During my last meeting with Bob we started with a long talk about pain. In previous sessions, Bob told me that when you are in the Zone, there is no pain and i did not question him until i really started to reflect on how i experience pain in training and racing. In fact, I often use pain as an indication that i am going hard enough in training. During some sessions, my specific purpose is make use of and acquire better skills for dealing with pain, so i am prepared for race day. AND, on a couple of occasions, I felt sure that i was feeling pain and also in the Zone. This sparked a long discussion between myself and my mental training mentor on the question of pain in the Zone.
We talked about good pain versus bad pain. Good pain being that nice burning you get in your legs or your lungs when you are working right on the rivet, in that place that tells you that you are doing your very best. Bad pain could be caused by injury or could be the outcome of losing the Zone and giving in to the negative voices that will inevitably fill your head when you lose focus.
A few things stuck with me after our discussion. Bob said, you need to shift your metaphors, reinterpret the wall, learn to love it and enjoy it. He talked about euphoric pain (it all sounded a little too S&M for my liking, but i knew what he meant!). As with so many things in life, it's all a matter of perspective.
From here our conversation shifted to the issue of fatigue. Bob told me that tiredness is natural, but fatigue is a learned behavior (Aha!). We used some visualization techniques to "clean up" the past and unlearn fatigue. I learned to brightened up the memories that were clouded with pain or fatigue so these experiences will stop effecting my current experiences. In the 2 weeks since our last meeting I have been using any down time i have to clean up all kinds of bad performances and experiences and change them in my mind to things that will make me stronger and better today.
In the last few minutes of our meeting Bob talked a little about how i look at my competitors. If you can see them, Bob said, they have already beat you.... ummm what? Of course i can see them, you just asked me to bring them to mind! Slowly but surely, I was able to see that my competitors need to blend together in my mind and not one of them should stand out as an individual, because the one who does is the one who will beat me. Bob helped me understand that i am the leader of my race and they are just pawns in my performance game.
As soon as i got off Skype, I tested Bob's theory by choosing the most competitive female in long course triathlon and trying to make her disappear. And poof! She was gone. As i've said to anyone who will listen since then, I made Chrissie Wellington into a girl i have never met! Of course, i know on a conscious level that Chrissie is a woman who has smashed records, won world titles and basically left a trail of destruction in every race she enters (amongst the men too!), but i was able to let go of all the emotional ties i had to her performances, including awe, fear and disbelief. Now Chrissie is just a girl i have never had the pleasure of meeting.
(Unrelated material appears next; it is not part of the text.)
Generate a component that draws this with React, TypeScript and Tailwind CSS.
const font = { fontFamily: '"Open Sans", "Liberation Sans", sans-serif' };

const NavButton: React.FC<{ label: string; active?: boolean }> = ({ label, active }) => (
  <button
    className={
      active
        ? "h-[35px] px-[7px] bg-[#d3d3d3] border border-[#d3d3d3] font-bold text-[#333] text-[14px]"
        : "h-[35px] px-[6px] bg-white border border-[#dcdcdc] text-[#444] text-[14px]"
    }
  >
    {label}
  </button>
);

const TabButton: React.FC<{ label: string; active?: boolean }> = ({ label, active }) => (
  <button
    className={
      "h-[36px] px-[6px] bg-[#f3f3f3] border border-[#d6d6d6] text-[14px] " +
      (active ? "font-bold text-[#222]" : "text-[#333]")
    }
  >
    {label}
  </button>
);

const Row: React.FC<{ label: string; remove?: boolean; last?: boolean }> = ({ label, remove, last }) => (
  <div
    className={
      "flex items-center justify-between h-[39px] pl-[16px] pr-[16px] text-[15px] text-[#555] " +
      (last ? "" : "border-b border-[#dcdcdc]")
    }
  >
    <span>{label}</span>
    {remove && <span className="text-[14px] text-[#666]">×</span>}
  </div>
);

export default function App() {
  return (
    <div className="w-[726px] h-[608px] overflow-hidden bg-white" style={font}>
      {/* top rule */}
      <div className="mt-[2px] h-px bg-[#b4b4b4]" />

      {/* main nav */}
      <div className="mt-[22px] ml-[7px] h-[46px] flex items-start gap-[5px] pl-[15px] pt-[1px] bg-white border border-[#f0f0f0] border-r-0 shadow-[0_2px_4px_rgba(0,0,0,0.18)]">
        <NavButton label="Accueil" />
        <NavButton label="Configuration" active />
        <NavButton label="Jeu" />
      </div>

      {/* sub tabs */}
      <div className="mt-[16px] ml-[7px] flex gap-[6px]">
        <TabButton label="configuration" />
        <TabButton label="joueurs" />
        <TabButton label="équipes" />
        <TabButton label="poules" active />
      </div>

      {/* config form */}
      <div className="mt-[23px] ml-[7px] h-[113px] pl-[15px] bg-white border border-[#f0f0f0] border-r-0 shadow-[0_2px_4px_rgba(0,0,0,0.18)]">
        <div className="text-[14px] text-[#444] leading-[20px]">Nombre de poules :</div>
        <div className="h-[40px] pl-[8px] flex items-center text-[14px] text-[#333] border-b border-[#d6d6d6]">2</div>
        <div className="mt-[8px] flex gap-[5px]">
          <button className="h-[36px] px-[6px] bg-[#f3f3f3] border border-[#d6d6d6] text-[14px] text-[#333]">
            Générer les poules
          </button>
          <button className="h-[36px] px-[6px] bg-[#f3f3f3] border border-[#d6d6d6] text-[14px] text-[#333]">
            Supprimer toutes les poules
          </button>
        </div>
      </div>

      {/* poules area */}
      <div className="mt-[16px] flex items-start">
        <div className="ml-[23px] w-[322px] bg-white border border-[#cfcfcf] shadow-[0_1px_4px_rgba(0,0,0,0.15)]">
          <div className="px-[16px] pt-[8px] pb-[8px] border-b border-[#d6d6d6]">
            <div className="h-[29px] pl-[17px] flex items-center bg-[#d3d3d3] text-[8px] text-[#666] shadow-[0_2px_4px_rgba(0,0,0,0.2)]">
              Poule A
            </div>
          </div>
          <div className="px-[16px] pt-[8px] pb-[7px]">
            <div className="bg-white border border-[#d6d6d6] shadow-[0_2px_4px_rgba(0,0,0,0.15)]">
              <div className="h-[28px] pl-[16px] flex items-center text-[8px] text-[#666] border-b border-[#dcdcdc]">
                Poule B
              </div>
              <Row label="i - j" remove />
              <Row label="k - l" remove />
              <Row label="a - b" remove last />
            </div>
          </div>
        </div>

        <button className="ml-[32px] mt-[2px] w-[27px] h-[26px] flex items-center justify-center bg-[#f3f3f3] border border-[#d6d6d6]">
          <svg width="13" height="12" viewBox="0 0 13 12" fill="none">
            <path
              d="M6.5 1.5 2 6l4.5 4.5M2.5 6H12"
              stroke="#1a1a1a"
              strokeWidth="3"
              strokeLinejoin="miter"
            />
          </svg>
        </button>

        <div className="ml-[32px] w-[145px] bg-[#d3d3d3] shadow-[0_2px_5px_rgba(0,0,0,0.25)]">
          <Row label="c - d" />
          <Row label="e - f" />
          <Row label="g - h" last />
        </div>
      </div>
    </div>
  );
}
What i have taken with me since our last meeting is that i can clean up any past experiences, feelings or thoughts that are effecting my current reality by simply brightening the memory in my mind's eye and imagining myself in the Zone during that time. Something as simple as improving the weather during memories of fatigue has really changed my perspective on past and present. Times when i used to feel burdened with the weight of training tiredness have become brighter memories of times when i did the work required to succeed in my sport and i can bring all those miles with me into my next race and my next season. In this way any bad memory can be cleaned up whether you used to be fat, or in an abusive relationship or you once lived life of crime. Its very freeing indeed.